My long down coat though is keeping me warm enough to hike along the shoreline.

I pull my Canon (camera that is) out of my pocket. I didn’t want my camera to freeze.   Ice fascinates me.  My distant relative, Roald Amundsen was a polar explorer from the north of Norway who studied ice and figured out how to reach the South Pole with dog sleds.  Maybe that explains my fascination.  Maybe.  Or it may be that the way the wind and waves change the ice patterns every day is the fascination.  From my perch on the dunes, I watch.

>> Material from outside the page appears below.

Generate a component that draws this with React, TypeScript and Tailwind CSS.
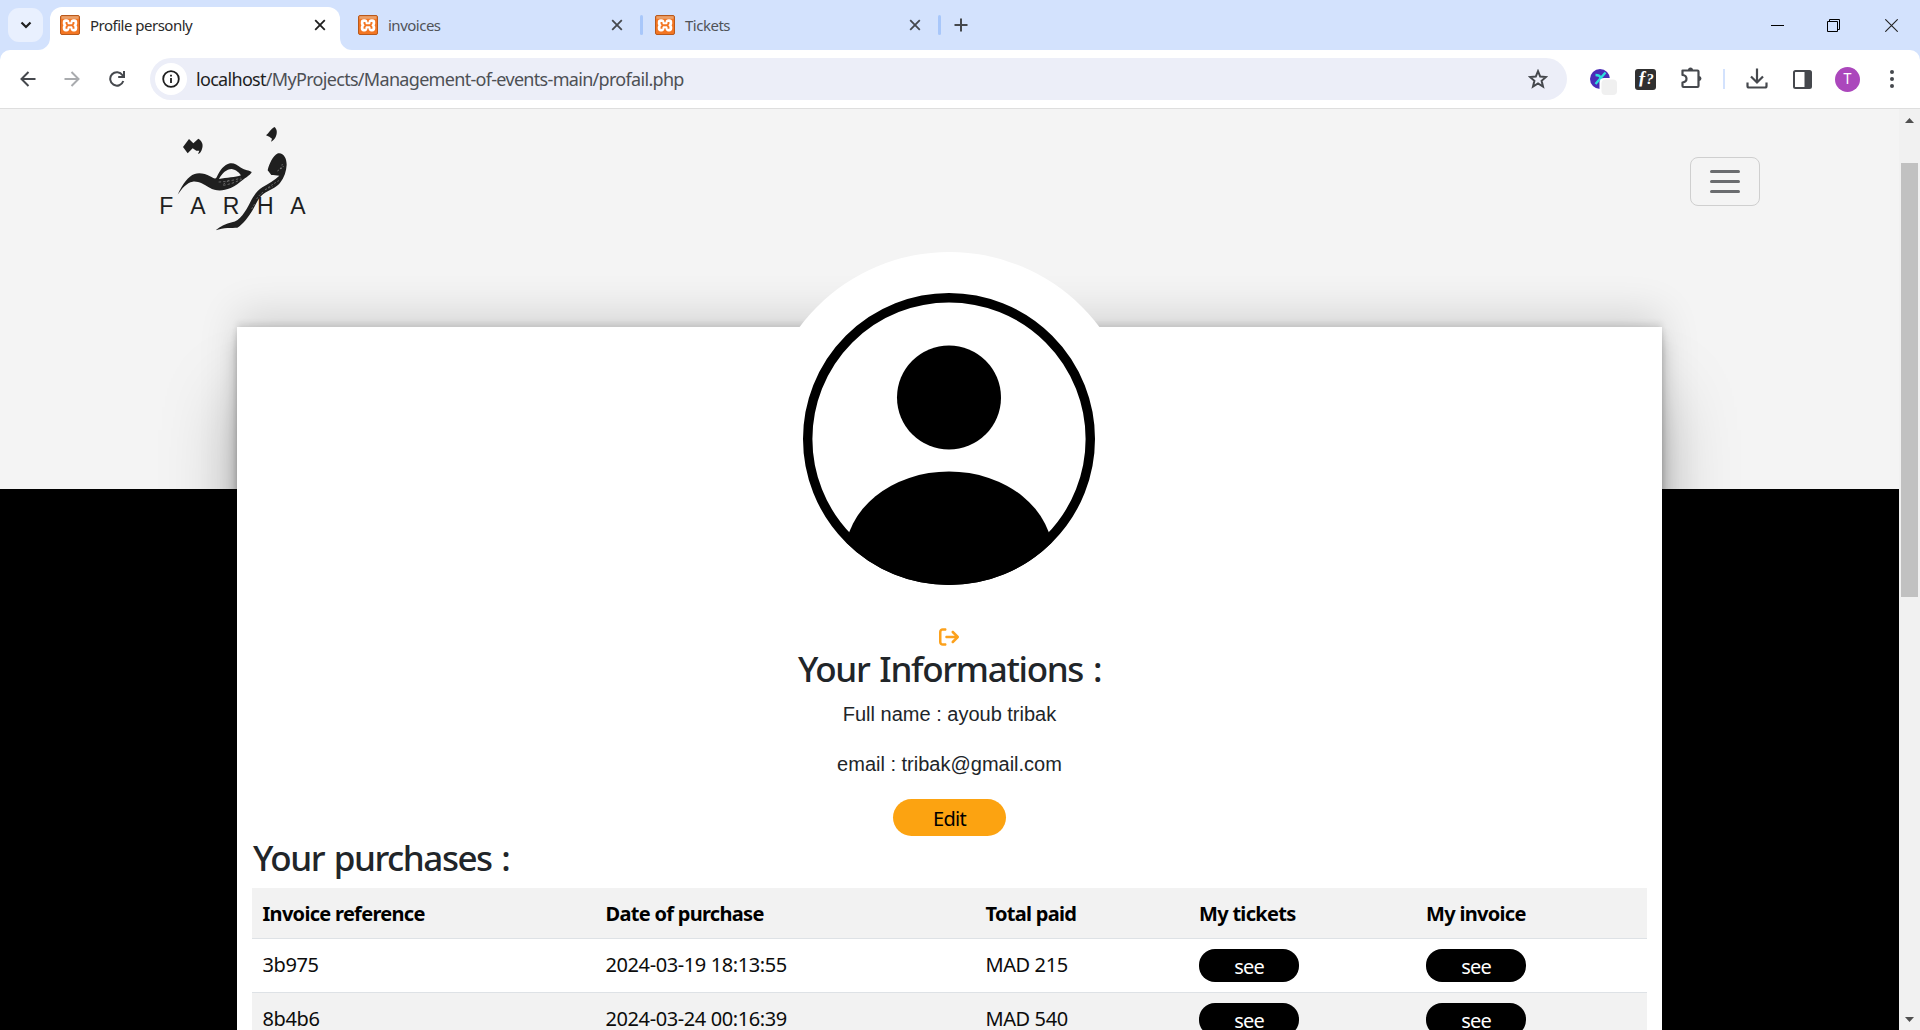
import { ReactNode } from "react";
import { FaArrowRightFromBracket } from "react-icons/fa6";

function Favicon() {
  return (
    <svg width="20" height="20" viewBox="0 0 20 20" className="shrink-0">
      <rect x="0.5" y="0.5" width="19" height="19" rx="1.5" fill="#f37623" stroke="#b8591c" />
      <rect x="1.5" y="1.2" width="17" height="2.6" fill="#e9a16c" />
      <g fill="#fff">
        <rect x="2.800" y="4.300" width="6.600" height="6.800" rx="2.800" />
        <rect x="10.600" y="4.300" width="6.600" height="6.800" rx="2.800" />
        <rect x="2.800" y="9.400" width="6.600" height="7" rx="2.800" />
        <rect x="10.600" y="9.400" width="6.600" height="7" rx="2.800" />
        <rect x="4" y="7.300" width="12" height="6" />
      </g>
      <path d="M6.500 7V8.500L7.700 10.300 6.500 12V13.700M13.500 7V8.500L12.300 10.300 13.500 12V13.700M7.500 10.300H12.500" fill="none" stroke="#f37623" strokeWidth="1.900" />
    </svg>
  );
}

function Cross({ color }: { color: string }) {
  return (
    <svg width="12" height="12" viewBox="0 0 12 12" className="shrink-0">
      <path d="M1.200 1.200 10.800 10.800M10.800 1.200 1.200 10.800" stroke={color} strokeWidth="1.800" />
    </svg>
  );
}

function TabBar() {
  return (
    <div className="flex h-[50px] items-center bg-[#d3e2fd] font-['Noto_Sans'] text-[15px] tracking-[-0.5px] text-[#505358]">
      <div className="ml-2 flex h-[34px] w-[35px] items-center justify-center rounded-[11px] bg-[#e9f0fe]">
        <svg width="12" height="8" viewBox="0 0 12 8">
          <path d="M1.500 1.500 6 6 10.500 1.500" fill="none" stroke="#1f1f1f" strokeWidth="2.200" />
        </svg>
      </div>
      <div className="relative ml-[7px] mt-[7px] flex h-[43px] w-[290px] items-center rounded-t-[12px] bg-white pb-[7px] pl-[10px] text-[#2a2a2a]">
        <Favicon />
        <span className="ml-[10px] flex-1 whitespace-nowrap">Profile personly</span>
        <span className="mr-[14px]">
          <Cross color="#1f1f1f" />
        </span>
        <svg width="12" height="12" viewBox="0 0 12 12" className="absolute -left-3 bottom-0">
          <path d="M12 0V12H0A12 12 0 0 0 12 0Z" fill="#fff" />
        </svg>
        <svg width="12" height="12" viewBox="0 0 12 12" className="absolute -right-3 bottom-0">
          <path d="M0 0V12H12A12 12 0 0 1 0 0Z" fill="#fff" />
        </svg>
      </div>
      <div className="ml-[18px] flex w-[265px] items-center">
        <Favicon />
        <span className="ml-[10px] flex-1">invoices</span>
        <Cross color="#45484d" />
      </div>
      <div className="ml-[17px] h-5 w-[3px] rounded bg-[#a8c7fa]" />
      <div className="ml-[12px] flex w-[266px] items-center">
        <Favicon />
        <span className="ml-[10px] flex-1">Tickets</span>
        <Cross color="#45484d" />
      </div>
      <div className="ml-[17px] h-5 w-[3px] rounded bg-[#a8c7fa]" />
      <svg width="14" height="14" viewBox="0 0 14 14" className="ml-[13px]">
        <path d="M7 .5V13.500M.5 7H13.500" stroke="#45484d" strokeWidth="2" />
      </svg>
      <div className="ml-auto mr-[22px] flex items-center">
        <svg width="13" height="13" viewBox="0 0 13 13" className="mr-[43px]">
          <path d="M0 6.500H13" stroke="#000" />
        </svg>
        <svg width="13" height="13" viewBox="0 0 13 13" className="mr-[45px]" fill="none" stroke="#000" strokeWidth="1">
          <path d="M.5 2.500H10.500V12.500H.5ZM2.500 2.500V.5H12.500V10.500H10.500" />
        </svg>
        <svg width="13" height="13" viewBox="0 0 13 13">
          <path d="M.3.3 12.700 12.700M12.700.3.3 12.700" stroke="#222" strokeWidth="1.100" />
        </svg>
      </div>
    </div>
  );
}

function Toolbar() {
  return (
    <div className="bg-[#d3e2fd]">
      <div className="flex h-[59px] items-center rounded-t-[10px] border-b border-[#dedede] bg-white text-[#4d5055]">
        <svg width="16" height="16" viewBox="0 0 16 16" className="ml-[20px]" fill="none" stroke="#45484d" strokeWidth="2">
          <path d="M15.500 8H2M8.500 1 1.500 8 8.500 15" />
        </svg>
        <svg width="16" height="16" viewBox="0 0 16 16" className="ml-[28px]" fill="none" stroke="#a9abae" strokeWidth="2">
          <path d="M.5 8H14M7.500 1 14.500 8 7.500 15" />
        </svg>
        <svg width="16" height="16" viewBox="0 0 16 16" className="ml-[29px]" fill="none" stroke="#45484d" strokeWidth="2">
          <path d="M14.300 10A6.700 6.700 0 1 1 13.500 4.200L14.500 5.500" />
          <path d="M15 0V6H9.200" />
        </svg>
        <div className="ml-[25px] flex h-[42px] w-[1417px] items-center rounded-full bg-[#eceef8]">
          <div className="ml-[5px] flex size-8 items-center justify-center rounded-full bg-white">
            <svg width="18" height="18" viewBox="0 0 18 18" fill="none" stroke="#1f1f1f" strokeWidth="1.800">
              <circle cx="9" cy="9" r="7.800" />
              <path d="M9 8V13M9 4.700V6.500" />
            </svg>
          </div>
          <span className="ml-[9px] flex-1 whitespace-nowrap font-['Noto_Sans'] text-[18px] tracking-[-0.69px]">
            <span className="text-[#1f1f1f]">localhost</span>/MyProjects/Management-of-events-main/profail.php
          </span>
          <svg width="20" height="20" viewBox="0 0 20 20" className="mr-[19px]" fill="none" stroke="#45484d" strokeWidth="2">
            <path d="M10 2.200 12.200 7.600 18 8 13.600 11.800 15 17.500 10 14.400 5 17.500 6.400 11.800 2 8 7.800 7.600Z" />
          </svg>
        </div>
        <svg width="28" height="30" viewBox="0 0 28 30" className="ml-[23px] mt-[5px]">
          <circle cx="10" cy="12" r="10" fill="#4a2cb8" />
          <path d="M5.500 8Q10 8 10.500 11T16 15.500M15.500 5.500 5.500 17" fill="none" stroke="#2be0dc" strokeWidth="2.400" />
          <rect x="9.500" y="11" width="18" height="18" rx="4.500" fill="#fff" />
          <rect x="11.500" y="12.500" width="15.500" height="15.500" rx="4" fill="#f0f0f0" />
        </svg>
        <div className="ml-[17px] flex h-[21px] w-[21px] items-center justify-center rounded-[3px] bg-[#303030] font-['Liberation_Serif'] text-[18px] font-bold italic leading-none text-white">
          <span className="-mt-[2px] tracking-[-0.500px]">
            ƒ<span className="text-[15px]">?</span>
          </span>
        </div>
        <svg width="22" height="22" viewBox="0 0 22 22" className="-mt-[2px] ml-[25px]" fill="none" stroke="#45484d" strokeWidth="2.200" strokeLinejoin="round">
          <path d="M1.500 3.500H16.500A1 1 0 0 1 17.500 4.500V19A1 1 0 0 1 16.500 20H2.500A1 1 0 0 1 1.500 19V15.500Q5.500 15 5.500 11.750T1.500 8Z" />
          <path d="M7 3A2.500 2.500 0 0 1 12 3ZM18 9A2.500 2.500 0 0 1 18 14Z" fill="#45484d" stroke="none" />
        </svg>
        <div className="ml-[20px] h-5 w-[2px] bg-[#d3e2fd]" />
        <svg width="22" height="21" viewBox="0 0 22 21" className="-mt-[1px] ml-[21px]" fill="none" stroke="#45484d" strokeWidth="2.200">
          <path d="M11 .5V14M5 8.500 11 14.500 17 8.500M1.500 14.500V18A1.500 1.500 0 0 0 3 19.500H19A1.500 1.500 0 0 0 20.500 18V14.500" />
        </svg>
        <svg width="19" height="19" viewBox="0 0 19 19" className="ml-[25px]">
          <rect x="1" y="1" width="17" height="17" rx="1.500" fill="none" stroke="#45484d" strokeWidth="2" />
          <path d="M11.500 1H18V18H11.500Z" fill="#45484d" />
        </svg>
        <div className="ml-[23px] flex size-[25px] items-center justify-center rounded-full bg-[#ab47bc] font-[Roboto] text-[14px] text-white">T</div>
        <svg width="4" height="18" viewBox="0 0 4 18" className="ml-[30px]" fill="#45484d">
          <circle cx="2" cy="2" r="2" />
          <circle cx="2" cy="9" r="2" />
          <circle cx="2" cy="16" r="2" />
        </svg>
      </div>
    </div>
  );
}

function Logo() {
  return (
    <svg width="180" height="130" viewBox="0 0 540 390" fill="#1f1f1f">
      <path d="M113 254C128 222 144 199 164 192 178 187 196 191 210 199 220 204 226 209 230 202 240 181 252 164 270 160 282 158 291 165 303 173 314 180 329 181 335 186 333 193 321 200 311 208 297 219 287 228 272 234 246 245 226 243 209 233 189 222 176 213 158 215 140 218 126 235 113 254Z" />
      <path d="M237 207C247 189 259 178 275 177 290 179 298 190 303 196 287 202 259 203 237 207Z" fill="#f4f4f4" />
      <path d="M236 216Q274 214 302 204M250 226Q280 221 306 207M266 211 247 225" fill="none" stroke="#c9c9c9" strokeWidth="1.300" strokeDasharray="7 6" />
      <path d="M129 111 147 87 160 100 175 86C185 92 190 102 187 113 185 124 179 131 174 132L178 122 169 122 158 115 143 130Z" />
      <path d="M378 76C386 70 393 56 403 51 412 57 412 70 407 81 403 89 398 93 393 95L396 86 388 80Z" />
      <path d="M383 181C388 162 397 139 414 130 430 127 440 144 440 164 439 183 433 202 420 219 408 234 385 240 369 253 353 266 349 282 338 300 326 320 310 342 292 353 276 354 251 352 227 361 241 350 258 340 276 337 300 333 317 303 330 278 340 258 350 243 367 232 384 222 404 211 418 197 408 196 402 196 394 195 385 192 383 181Z" />
      <path d="M412 183Q424 177 427 162M420 176Q428 177 430 168M384 233Q405 218 420 210M375 239Q390 232 398 230M350 267Q358 254 370 246M335 297 345 280" fill="none" stroke="#c9c9c9" strokeWidth="1.300" strokeDasharray="6 5" />
      <g fontFamily="Liberation Sans" fontSize="69">
        <text x="58" y="311">F</text>
        <text x="151" y="311">A</text>
        <text x="248" y="311">R</text>
        <text x="351" y="311">H</text>
        <text x="451" y="311">A</text>
      </g>
    </svg>
  );
}

function Avatar() {
  return (
    <div className="flex size-[375px] shrink-0 items-center justify-center rounded-full bg-white pb-px pr-px">
      <svg width="292" height="292" viewBox="0 0 292 292">
        <clipPath id="ring">
          <circle cx="146" cy="146" r="146" />
        </clipPath>
        <circle cx="146" cy="146" r="141.300" fill="none" stroke="#000" strokeWidth="9.400" />
        <circle cx="146" cy="104.500" r="52" />
        <ellipse cx="146" cy="263" rx="104" ry="84.500" clipPath="url(#ring)" />
      </svg>
    </div>
  );
}

function SeePill() {
  return (
    <div className="flex h-[33px] w-[100px] items-center justify-center rounded-[16px] bg-black pt-[3px] tracking-[-0.8px] text-white">see</div>
  );
}

const cols = "grid grid-cols-[343px_380px_213.5px_227px_1fr] pl-[10.5px]";

function Row({ id, date, total, striped }: { id: string; date: string; total: string; striped?: boolean }) {
  const text = "-mt-[2px] text-[#0c0c0c] tracking-[-0.400px]";
  return (
    <div className={`${cols} h-[54px] items-center border-b border-[#dee2e6] ${striped ? "bg-[#f2f2f2]" : "bg-white"}`}>
      <span className={text}>{id}</span>
      <span className={text}>{date}</span>
      <span className={text}>{total}</span>
      <SeePill />
      <SeePill />
    </div>
  );
}

function Head({ children }: { children: ReactNode }) {
  return <span className="pt-[2px] font-bold tracking-[-0.7px]">{children}</span>;
}

function Scrollbar() {
  return (
    <div className="flex w-[21px] flex-col items-center bg-[#f1f1f1]">
      <svg width="9" height="5" viewBox="0 0 9 5" className="mt-[9px]">
        <path d="M0 5 4.500 0 9 5Z" fill="#505050" />
      </svg>
      <div className="mt-[40px] h-[434px] w-[17px] bg-[#c1c1c1]" />
      <svg width="9" height="5" viewBox="0 0 9 5" className="mb-[8px] mt-auto">
        <path d="M0 0 4.500 5 9 0Z" fill="#505050" />
      </svg>
    </div>
  );
}

export default function App() {
  return (
    <div className="flex h-[1030px] w-[1920px] flex-col overflow-hidden">
      <TabBar />
      <Toolbar />
      <div className="flex min-h-0 flex-1">
        <div className="h-[921px] w-[1899px] overflow-hidden bg-black font-['Noto_Sans'] text-[20px] text-black">
          <header className="flex h-[380px] justify-between bg-[#f4f4f4] pl-[140px] pr-[139px] pt-px">
            <Logo />
            <button className="mt-[47px] flex h-[49px] w-[70px] flex-col items-center justify-center gap-[7px] rounded-[8px] border border-[#cfcfcf]">
              <span className="h-[3px] w-[30px] rounded bg-[#6a6c6f]" />
              <span className="h-[3px] w-[30px] rounded bg-[#6a6c6f]" />
              <span className="h-[3px] w-[30px] rounded bg-[#6a6c6f]" />
            </button>
          </header>
          <main className="relative mx-[237px] -mt-[162px] flex h-[900px] flex-col items-center bg-white px-[15px] shadow-[0_67.5px_69px_rgba(0,0,0,0.25),0_-15px_37.5px_rgba(0,0,0,0.12),0_5px_7.5px_rgba(0,0,0,0.12),0_15px_16px_rgba(0,0,0,0.17),0_-4px_6px_rgba(0,0,0,0.09)]">
            <div className="-mt-[75px] h-[375px]">
              <Avatar />
            </div>
            <FaArrowRightFromBracket className="mr-px size-5 text-[#fca11c]" />
            <h2 className="h-[44px] whitespace-nowrap text-[35px] font-medium leading-[44px] tracking-[-1.3px] text-[#212529] [word-spacing:2px]">Your Informations :</h2>
            <p className="mt-[8px] h-[30px] font-['Liberation_Sans'] leading-[30px] text-[#212529]">Full name : ayoub tribak</p>
            <p className="mt-[20px] h-[30px] font-['Liberation_Sans'] leading-[30px] text-[#212529]">email : tribak@gmail.com</p>
            <button className="mt-[20px] flex h-[37px] w-[113px] items-center justify-center rounded-full bg-[#fca311] pt-[2px] tracking-[-0.7px]">Edit</button>
            <h2 className="h-[52px] self-start whitespace-nowrap pl-px text-[35px] font-medium leading-[44px] tracking-[-1.45px] text-[#212529] [word-spacing:2px]">Your purchases :</h2>
            <div className="w-full">
              <div className={`${cols} h-[51px] items-center border-b border-[#dee2e6] bg-[#f2f2f2]`}>
                <Head>Invoice reference</Head>
                <Head>Date of purchase</Head>
                <Head>Total paid</Head>
                <Head>My tickets</Head>
                <Head>My invoice</Head>
              </div>
              <Row id="3b975" date="2024-03-19 18:13:55" total="MAD 215" />
              <Row id="8b4b6" date="2024-03-24 00:16:39" total="MAD 540" striped />
            </div>
          </main>
        </div>
        <Scrollbar />
      </div>
    </div>
  );
}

In mid-February of 1979, four of the five Great Lakes froze all the way across. This was the first year this had happened in the recorded history of the National Weather Service.  For years the harbor has not had fast ice where the Coast Guard Ice breaker had to try and break through.  Link to my author page on Amazon
I watch. I walk and I watch some more.

Saturday, February 7, 2015


Biophilia: the love of nature and living things.

I have had a great love for the Great Lakes since the moment I saw them as a child. Magnificent Lake Superior was the first Great Lake I saw, the greatest of them all.  I was on a road trip with my family and my uncle was telling a story in the car about “old foamy”, the fish he was going to try and catch. It was quite a fish story.

Then we reached Duluth and I was in awe at its size and beauty. The roar of the waves, the deep blue color and the rocky shores.  Up until then I had lived inland and had only experienced small lakes and streams.  When I grew older I visited all of the Great Lakes and Niagara Falls.  Each of the Great Lakes has its unique features: Lake Michigan, Lake Huron and Georgian Bay, Lake Erie, Niagara Falls and Lake Ontario.  I set out to learn important facts about the five lakes and what I might do to preserve their beauty. The Earth, the air, the waters and their living things are all connected and I am connected to them.

When you love something, you are compelled to care for it.  How can I care for the Great Lakes?  First I can learn all I can about them and let others know.  In a small way I am hoping I can help to keep the Great Lakes great.

I must have a serious case of biophilia: the love of nature and living things.